New law enforcement facilities present significant programmatic requirements because of the multiple functions these buildings must serve. In many ways, they’re actually several buildings contained within the same four (or more) walls. Architects often use their roofing designs to illustrate this multipurpose nature – and that’s just the strategy employed in a new headquarters for one Delaware State Police troop. In this case, an architectural metal panel system installed in varied angles and orientations provides visual cues to the many services housed below.

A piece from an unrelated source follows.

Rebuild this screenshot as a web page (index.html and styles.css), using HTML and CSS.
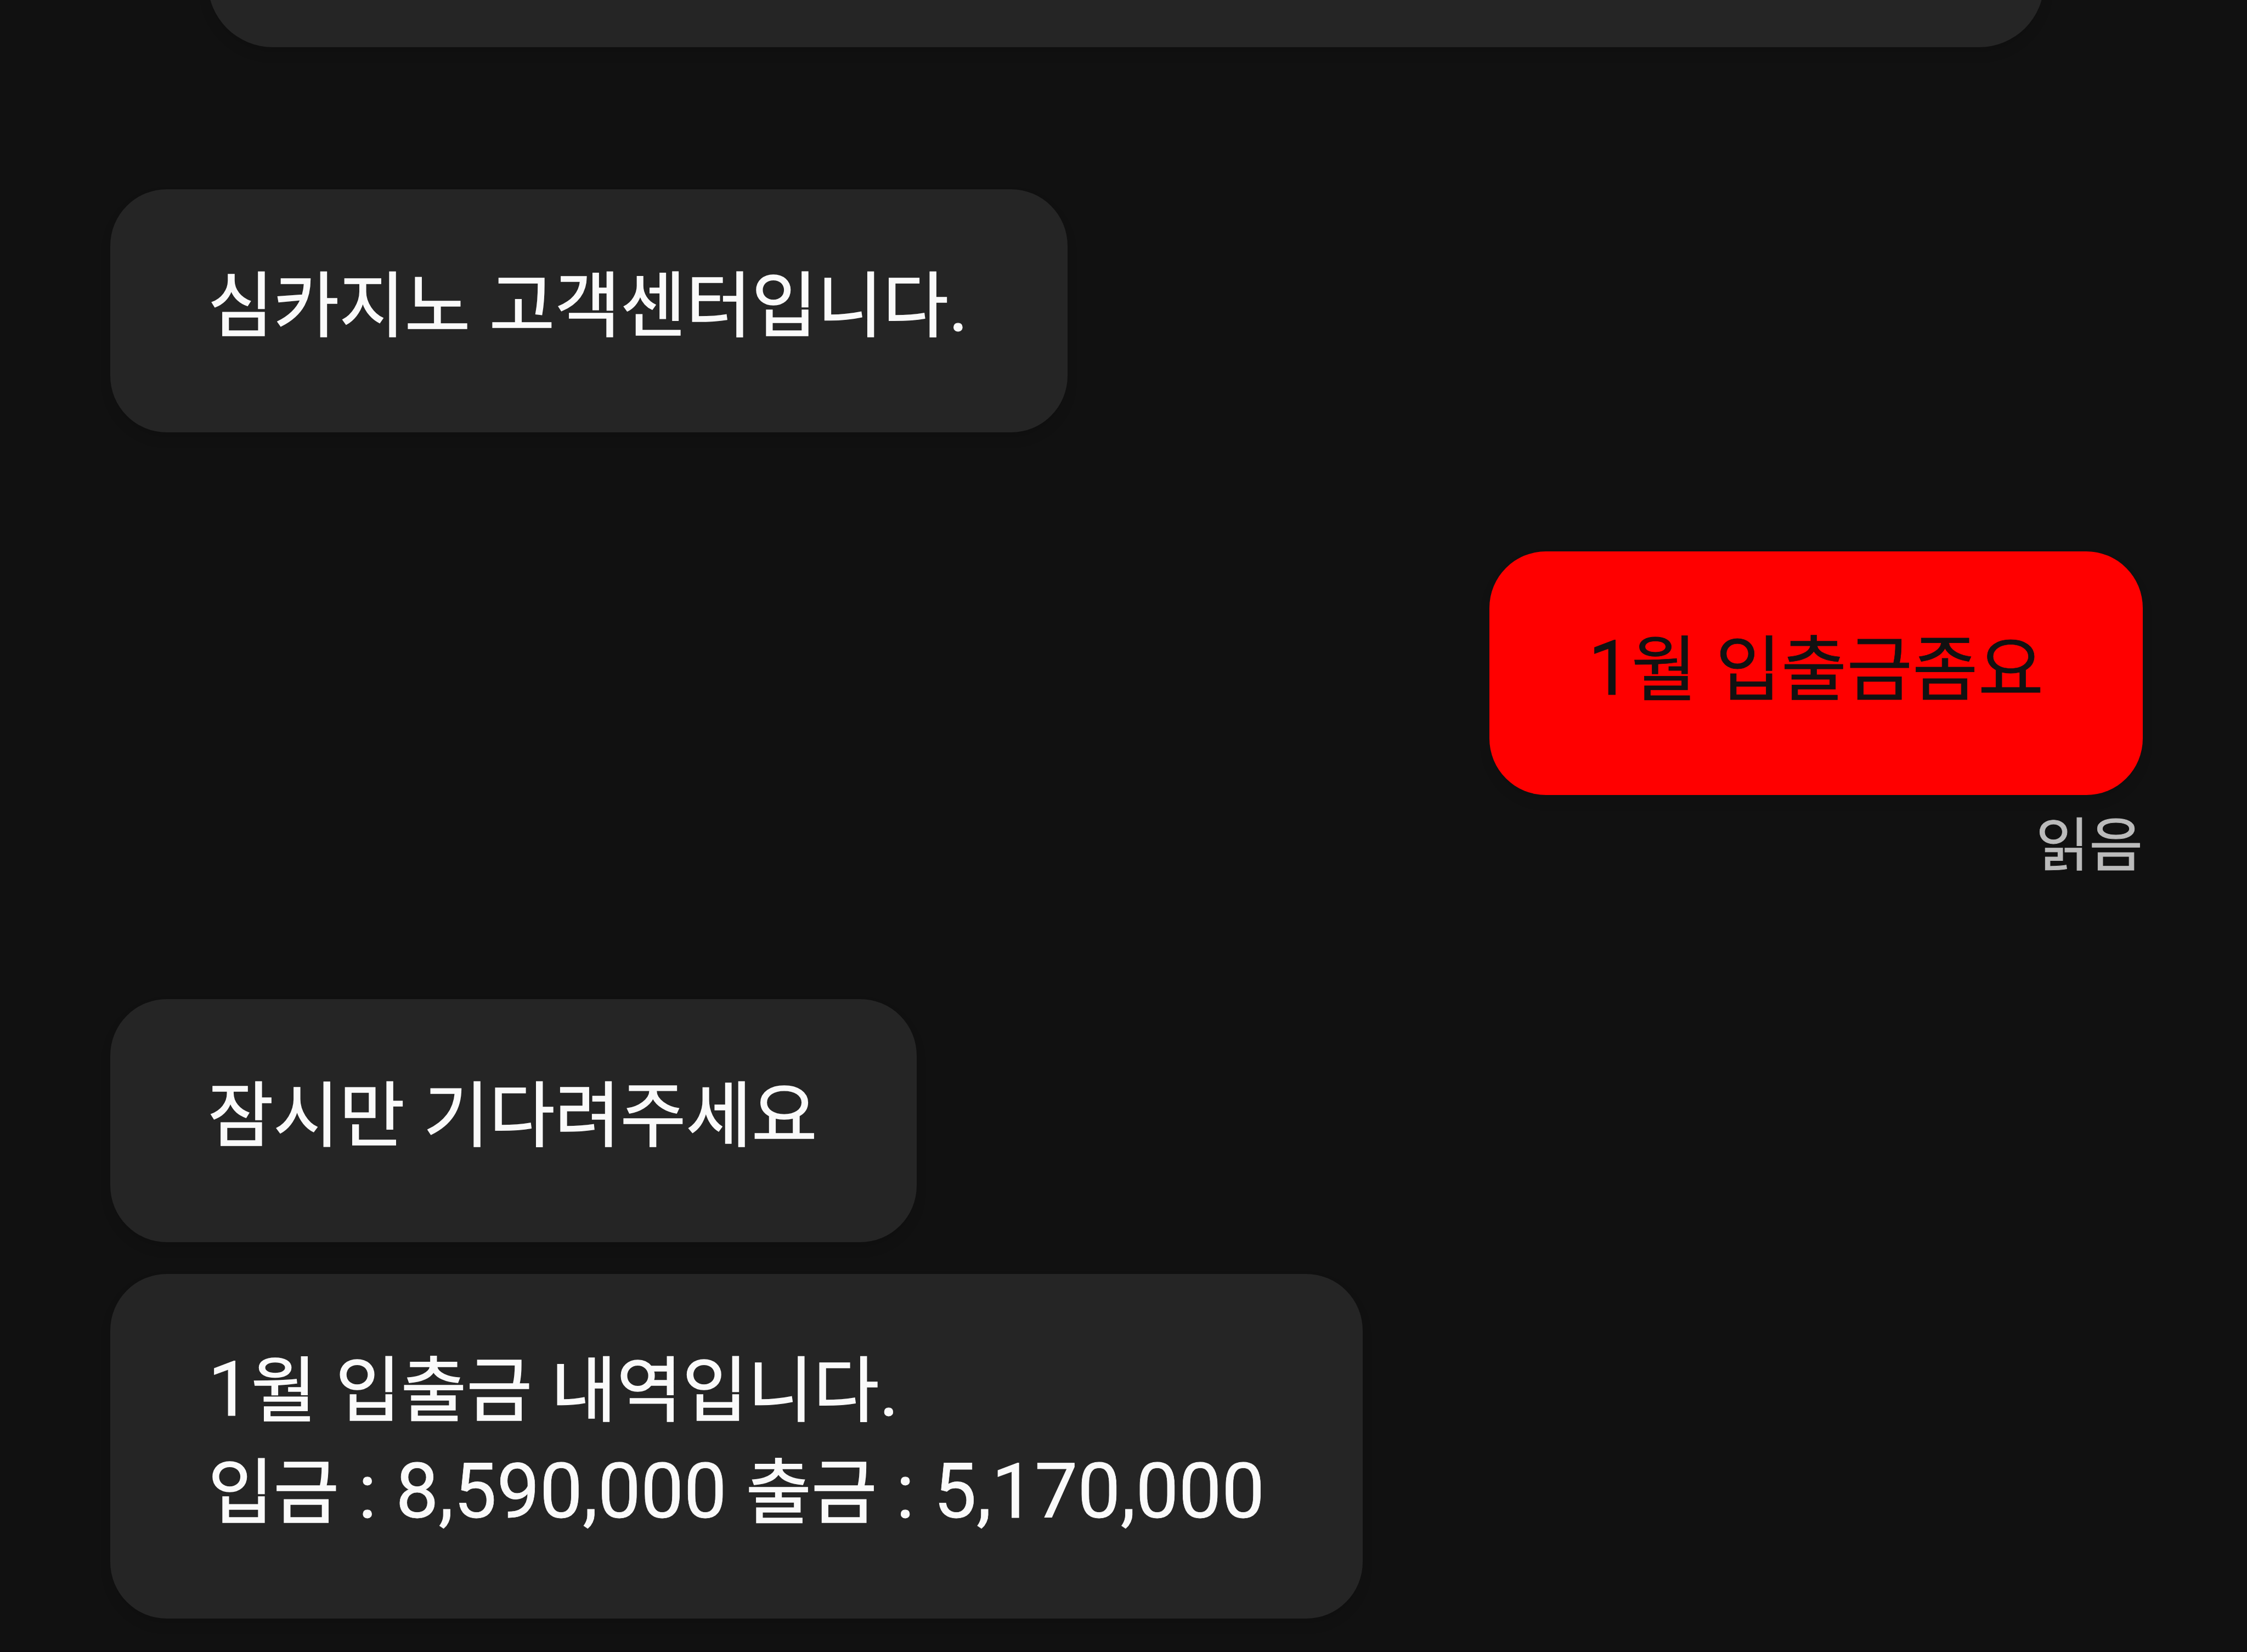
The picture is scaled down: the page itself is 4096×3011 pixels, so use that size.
FILE: index.html
```html
<!DOCTYPE html>
<html lang="ko">
<head>
    <meta charset="UTF-8">
    <meta name="viewport" content="width=device-width, initial-scale=1.0">
    <title>고객센터</title>
    <link rel="stylesheet" href="styles.css">
</head>
<body>

    <div class="chat">
        <div class="notice"></div>

        <div class="group received">
            <div class="bubble greeting">심카지노 고객센터입니다<span class="latin">.</span></div>
        </div>

        <div class="group sent">
            <div class="bubble"><span class="latin">1</span>월 입출금좀요</div>
            <div class="status">읽음</div>
        </div>

        <div class="group received replies">
            <div class="bubble wait">잠시만 기다려주세요</div>
            <div class="bubble history">
                <p><span class="latin">1</span>월 입출금 내역입니다<span class="latin">.</span></p>
                <p>입금<span class="latin"> : 8,590,000 </span>출금<span class="latin"> : 5,170,000</span></p>
            </div>
        </div>
    </div>

</body>
</html>
```

FILE: styles.css
```css
* {
    box-sizing: border-box;
}
body {
    margin: 0;
    background: #111111;
    font-family: Roboto, "Noto Sans CJK KR", sans-serif;
}
.chat {
    display: flex;
    flex-direction: column;
    height: 3011px;
    padding: 0 190px 0 201px;
    border-bottom: 3px solid #0e0a0e;
    overflow: hidden;
}
.notice {
    flex: none;
    height: 286px;
    margin: -200px 180px 0 178px;
    background: #252525;
    border-radius: 118px;
    box-shadow: 0 12px 20px rgba(0, 0, 0, 0.1);
}
.group {
    display: flex;
    flex-direction: column;
    flex: none;
}
.received {
    align-items: flex-start;
    margin-top: 259px;
}
.sent {
    align-items: flex-end;
    height: 600px;
    margin-top: 217px;
}
.replies {
    gap: 58px;
    margin-top: 216px;
}
.bubble {
    flex: none;
    height: 443px;
    padding: 121px 178px 0;
    background: #252525;
    color: #fafafa;
    border-radius: 103px;
    box-shadow: 0 12px 20px rgba(0, 0, 0, 0.1);
    font-size: 130px;
    line-height: 186px;
    word-spacing: 2px;
    white-space: nowrap;
    -webkit-text-stroke: 1.6px currentColor;
}
.bubble p {
    height: 186px;
    margin: 0;
}
.latin {
    font-size: 139.5px;
    line-height: 1;
    word-spacing: 0;
    white-space: pre;
    -webkit-text-stroke-width: 0.8px;
}
.sent .bubble {
    width: 1191px;
    height: 444px;
    padding-top: 124px;
    padding-left: 180px;
    background: #ff0000;
    color: #111111;
    -webkit-text-stroke-width: 0.8px;
}
.greeting {
    width: 1745px;
}
.wait {
    width: 1470px;
}
.history {
    width: 2283px;
    height: 628px;
}
.status {
    margin-top: 18px;
    color: #bbbbbb;
    font-size: 106px;
    line-height: 150px;
    -webkit-text-stroke: 1px currentColor;
}
```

Delaware State Police Troop 7 had outgrown its existing early-1980s structure in the state’s eastern Sussex County. Additionally, travel to surrounding beach resort communities had become so bad on the major artery where it was located that it had earned that highway a failing grade from the state for traffic congestion. A new site was located with better access and room to expand.

Designers with the Salisbury, Md., office of the Becker Morgan Group made sure the new 25,300-sq.-ft. headquarters, along with a separate 7,300-sq.-ft. vehicle maintenance and evidence storage building, incorporated space for both current and projected needs, including operations, administrative offices, a holding area and community meeting space.

For the roof, the building team turned to Petersen’s Tite-Loc Plus standing seam panels, specifying 28,000 sq. ft. of the material in 24-gauge steel and in a PAC-CLAD Weathered Zinc finish. These panels combine structural performance with architectural aesthetics to create a roof that performs as well as it looks. An additional 3,000 sq. ft. of Petersen’s 7-in., 24-gauge Flush Soffit panel system – also in Weathered Zinc – also were part of the spec.

Installers with Newark, Del.-based CTA Roofing and Waterproofing were tasked with bringing the design to life. Their work creating the transitions between the perpendicular Tite-Loc panel junctions helped maintain the clean, crisp look initiated by Becker Morgan Group’s architects.